Skip any picture you find and retype all the remaining lines exactly.
• • • •
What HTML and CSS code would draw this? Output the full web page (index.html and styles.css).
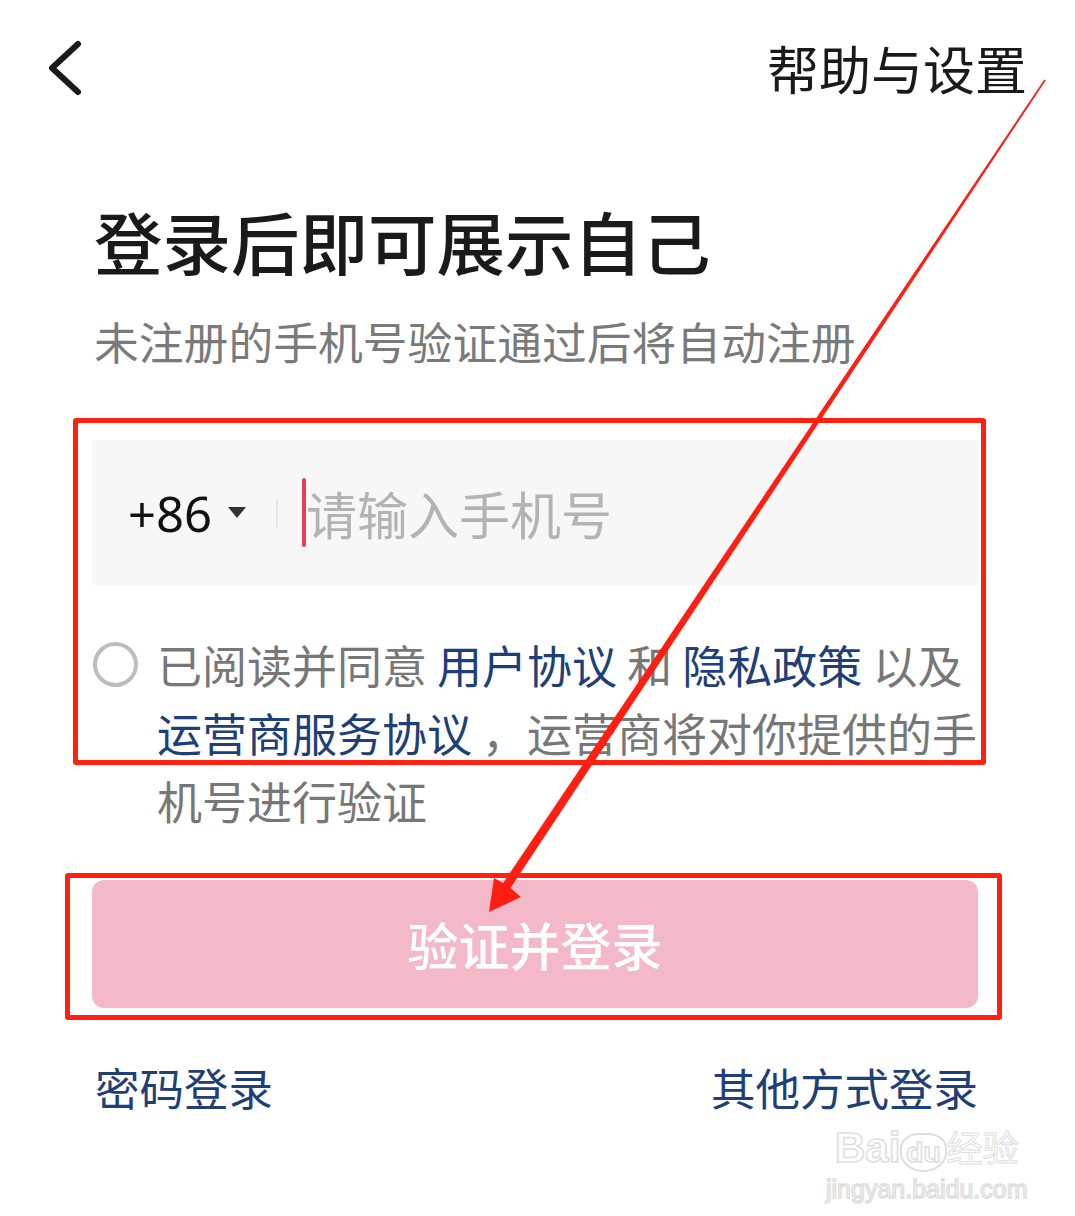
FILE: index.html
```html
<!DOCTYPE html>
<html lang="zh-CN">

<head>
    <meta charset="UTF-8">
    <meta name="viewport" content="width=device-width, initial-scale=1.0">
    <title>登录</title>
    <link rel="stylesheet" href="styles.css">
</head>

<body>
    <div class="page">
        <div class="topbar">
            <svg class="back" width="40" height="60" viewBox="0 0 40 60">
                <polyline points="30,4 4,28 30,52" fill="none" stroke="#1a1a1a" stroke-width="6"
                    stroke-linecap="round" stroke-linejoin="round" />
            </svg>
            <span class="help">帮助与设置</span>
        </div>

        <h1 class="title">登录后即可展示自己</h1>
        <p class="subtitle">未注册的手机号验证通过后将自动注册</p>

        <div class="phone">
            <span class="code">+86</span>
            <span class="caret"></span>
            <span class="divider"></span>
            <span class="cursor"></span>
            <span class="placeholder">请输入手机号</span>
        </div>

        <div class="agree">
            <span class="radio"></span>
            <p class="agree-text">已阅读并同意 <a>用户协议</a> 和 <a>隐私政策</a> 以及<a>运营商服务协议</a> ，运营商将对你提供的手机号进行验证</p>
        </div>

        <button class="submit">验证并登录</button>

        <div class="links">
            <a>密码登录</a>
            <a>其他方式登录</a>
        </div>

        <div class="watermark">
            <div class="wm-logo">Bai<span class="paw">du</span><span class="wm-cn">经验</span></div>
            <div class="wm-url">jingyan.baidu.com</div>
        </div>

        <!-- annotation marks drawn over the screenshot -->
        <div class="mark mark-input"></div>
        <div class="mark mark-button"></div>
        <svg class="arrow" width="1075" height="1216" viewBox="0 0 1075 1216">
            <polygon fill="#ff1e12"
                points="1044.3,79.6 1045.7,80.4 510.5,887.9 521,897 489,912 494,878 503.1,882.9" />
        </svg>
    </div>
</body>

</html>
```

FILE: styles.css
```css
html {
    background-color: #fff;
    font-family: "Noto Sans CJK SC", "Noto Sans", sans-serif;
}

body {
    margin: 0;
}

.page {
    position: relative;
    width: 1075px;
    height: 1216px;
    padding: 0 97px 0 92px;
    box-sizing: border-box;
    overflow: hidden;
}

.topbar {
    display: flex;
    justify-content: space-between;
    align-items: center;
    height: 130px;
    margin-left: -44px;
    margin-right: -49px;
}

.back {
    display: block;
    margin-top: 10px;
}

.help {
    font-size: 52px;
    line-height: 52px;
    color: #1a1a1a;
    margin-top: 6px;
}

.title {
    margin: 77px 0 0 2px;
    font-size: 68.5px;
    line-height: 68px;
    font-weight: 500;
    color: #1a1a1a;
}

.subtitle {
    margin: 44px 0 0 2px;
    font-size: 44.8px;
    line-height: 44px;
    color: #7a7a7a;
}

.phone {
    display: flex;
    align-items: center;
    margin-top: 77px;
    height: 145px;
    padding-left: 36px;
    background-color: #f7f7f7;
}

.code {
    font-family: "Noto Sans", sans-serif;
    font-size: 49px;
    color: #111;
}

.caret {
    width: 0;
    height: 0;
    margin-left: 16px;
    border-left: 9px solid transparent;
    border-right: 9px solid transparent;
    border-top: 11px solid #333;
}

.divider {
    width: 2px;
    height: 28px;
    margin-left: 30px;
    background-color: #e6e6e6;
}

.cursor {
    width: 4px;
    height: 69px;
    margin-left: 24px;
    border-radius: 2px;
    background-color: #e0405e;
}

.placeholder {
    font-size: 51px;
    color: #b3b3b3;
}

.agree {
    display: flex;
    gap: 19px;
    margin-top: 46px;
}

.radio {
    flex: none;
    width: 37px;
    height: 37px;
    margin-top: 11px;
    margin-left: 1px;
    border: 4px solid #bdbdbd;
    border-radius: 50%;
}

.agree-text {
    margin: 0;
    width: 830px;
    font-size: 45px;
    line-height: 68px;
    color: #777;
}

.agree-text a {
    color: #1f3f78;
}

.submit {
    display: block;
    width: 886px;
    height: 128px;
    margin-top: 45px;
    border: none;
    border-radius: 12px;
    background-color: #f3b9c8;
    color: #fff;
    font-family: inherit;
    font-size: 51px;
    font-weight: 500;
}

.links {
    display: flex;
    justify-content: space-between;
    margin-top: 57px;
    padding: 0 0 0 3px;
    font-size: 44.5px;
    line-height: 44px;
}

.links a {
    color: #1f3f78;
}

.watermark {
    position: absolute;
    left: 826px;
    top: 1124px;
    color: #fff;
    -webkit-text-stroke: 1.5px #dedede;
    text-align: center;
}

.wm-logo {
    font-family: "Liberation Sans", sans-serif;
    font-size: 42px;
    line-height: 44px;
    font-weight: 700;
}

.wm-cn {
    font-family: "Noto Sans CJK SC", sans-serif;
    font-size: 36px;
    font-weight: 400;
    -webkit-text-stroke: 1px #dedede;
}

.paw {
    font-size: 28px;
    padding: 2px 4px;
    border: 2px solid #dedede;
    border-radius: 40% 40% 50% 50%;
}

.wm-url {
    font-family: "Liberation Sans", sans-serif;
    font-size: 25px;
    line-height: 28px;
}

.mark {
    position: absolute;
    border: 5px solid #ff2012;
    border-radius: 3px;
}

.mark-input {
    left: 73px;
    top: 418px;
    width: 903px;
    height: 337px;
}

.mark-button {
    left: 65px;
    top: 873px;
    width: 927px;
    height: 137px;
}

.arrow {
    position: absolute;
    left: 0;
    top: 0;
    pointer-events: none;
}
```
• • • •
**Solution below**.
What HTML and CSS code would draw this? Output the full web page (index.html and styles.css).
FILE: index.html
```html
<!DOCTYPE html>
<html lang="zh-CN">

<head>
    <meta charset="UTF-8">
    <meta name="viewport" content="width=device-width, initial-scale=1.0">
    <title>登录</title>
    <link rel="stylesheet" href="styles.css">
</head>

<body>
    <div class="page">
        <div class="topbar">
            <svg class="back" width="40" height="60" viewBox="0 0 40 60">
                <polyline points="30,4 4,28 30,52" fill="none" stroke="#1a1a1a" stroke-width="6"
                    stroke-linecap="round" stroke-linejoin="round" />
            </svg>
            <span class="help">帮助与设置</span>
        </div>

        <h1 class="title">登录后即可展示自己</h1>
        <p class="subtitle">未注册的手机号验证通过后将自动注册</p>

        <div class="phone">
            <span class="code">+86</span>
            <span class="caret"></span>
            <span class="divider"></span>
            <span class="cursor"></span>
            <span class="placeholder">请输入手机号</span>
        </div>

        <div class="agree">
            <span class="radio"></span>
            <p class="agree-text">已阅读并同意 <a>用户协议</a> 和 <a>隐私政策</a> 以及<a>运营商服务协议</a> ，运营商将对你提供的手机号进行验证</p>
        </div>

        <button class="submit">验证并登录</button>

        <div class="links">
            <a>密码登录</a>
            <a>其他方式登录</a>
        </div>

        <div class="watermark">
            <div class="wm-logo">Bai<span class="paw">du</span><span class="wm-cn">经验</span></div>
            <div class="wm-url">jingyan.baidu.com</div>
        </div>

        <!-- annotation marks drawn over the screenshot -->
        <div class="mark mark-input"></div>
        <div class="mark mark-button"></div>
        <svg class="arrow" width="1075" height="1216" viewBox="0 0 1075 1216">
            <polygon fill="#ff1e12"
                points="1044.3,79.6 1045.7,80.4 510.5,887.9 521,897 489,912 494,878 503.1,882.9" />
        </svg>
    </div>
</body>

</html>
```

FILE: styles.css
```css
html {
    background-color: #fff;
    font-family: "Noto Sans CJK SC", "Noto Sans", sans-serif;
}

body {
    margin: 0;
}

.page {
    position: relative;
    width: 1075px;
    height: 1216px;
    padding: 0 97px 0 92px;
    box-sizing: border-box;
    overflow: hidden;
}

.topbar {
    display: flex;
    justify-content: space-between;
    align-items: center;
    height: 130px;
    margin-left: -44px;
    margin-right: -49px;
}

.back {
    display: block;
    margin-top: 10px;
}

.help {
    font-size: 52px;
    line-height: 52px;
    color: #1a1a1a;
    margin-top: 6px;
}

.title {
    margin: 77px 0 0 2px;
    font-size: 68.5px;
    line-height: 68px;
    font-weight: 500;
    color: #1a1a1a;
}

.subtitle {
    margin: 44px 0 0 2px;
    font-size: 44.8px;
    line-height: 44px;
    color: #7a7a7a;
}

.phone {
    display: flex;
    align-items: center;
    margin-top: 77px;
    height: 145px;
    padding-left: 36px;
    background-color: #f7f7f7;
}

.code {
    font-family: "Noto Sans", sans-serif;
    font-size: 49px;
    color: #111;
}

.caret {
    width: 0;
    height: 0;
    margin-left: 16px;
    border-left: 9px solid transparent;
    border-right: 9px solid transparent;
    border-top: 11px solid #333;
}

.divider {
    width: 2px;
    height: 28px;
    margin-left: 30px;
    background-color: #e6e6e6;
}

.cursor {
    width: 4px;
    height: 69px;
    margin-left: 24px;
    border-radius: 2px;
    background-color: #e0405e;
}

.placeholder {
    font-size: 51px;
    color: #b3b3b3;
}

.agree {
    display: flex;
    gap: 19px;
    margin-top: 46px;
}

.radio {
    flex: none;
    width: 37px;
    height: 37px;
    margin-top: 11px;
    margin-left: 1px;
    border: 4px solid #bdbdbd;
    border-radius: 50%;
}

.agree-text {
    margin: 0;
    width: 830px;
    font-size: 45px;
    line-height: 68px;
    color: #777;
}

.agree-text a {
    color: #1f3f78;
}

.submit {
    display: block;
    width: 886px;
    height: 128px;
    margin-top: 45px;
    border: none;
    border-radius: 12px;
    background-color: #f3b9c8;
    color: #fff;
    font-family: inherit;
    font-size: 51px;
    font-weight: 500;
}

.links {
    display: flex;
    justify-content: space-between;
    margin-top: 57px;
    padding: 0 0 0 3px;
    font-size: 44.5px;
    line-height: 44px;
}

.links a {
    color: #1f3f78;
}

.watermark {
    position: absolute;
    left: 826px;
    top: 1124px;
    color: #fff;
    -webkit-text-stroke: 1.5px #dedede;
    text-align: center;
}

.wm-logo {
    font-family: "Liberation Sans", sans-serif;
    font-size: 42px;
    line-height: 44px;
    font-weight: 700;
}

.wm-cn {
    font-family: "Noto Sans CJK SC", sans-serif;
    font-size: 36px;
    font-weight: 400;
    -webkit-text-stroke: 1px #dedede;
}

.paw {
    font-size: 28px;
    padding: 2px 4px;
    border: 2px solid #dedede;
    border-radius: 40% 40% 50% 50%;
}

.wm-url {
    font-family: "Liberation Sans", sans-serif;
    font-size: 25px;
    line-height: 28px;
}

.mark {
    position: absolute;
    border: 5px solid #ff2012;
    border-radius: 3px;
}

.mark-input {
    left: 73px;
    top: 418px;
    width: 903px;
    height: 337px;
}

.mark-button {
    left: 65px;
    top: 873px;
    width: 927px;
    height: 137px;
}

.arrow {
    position: absolute;
    left: 0;
    top: 0;
    pointer-events: none;
}
```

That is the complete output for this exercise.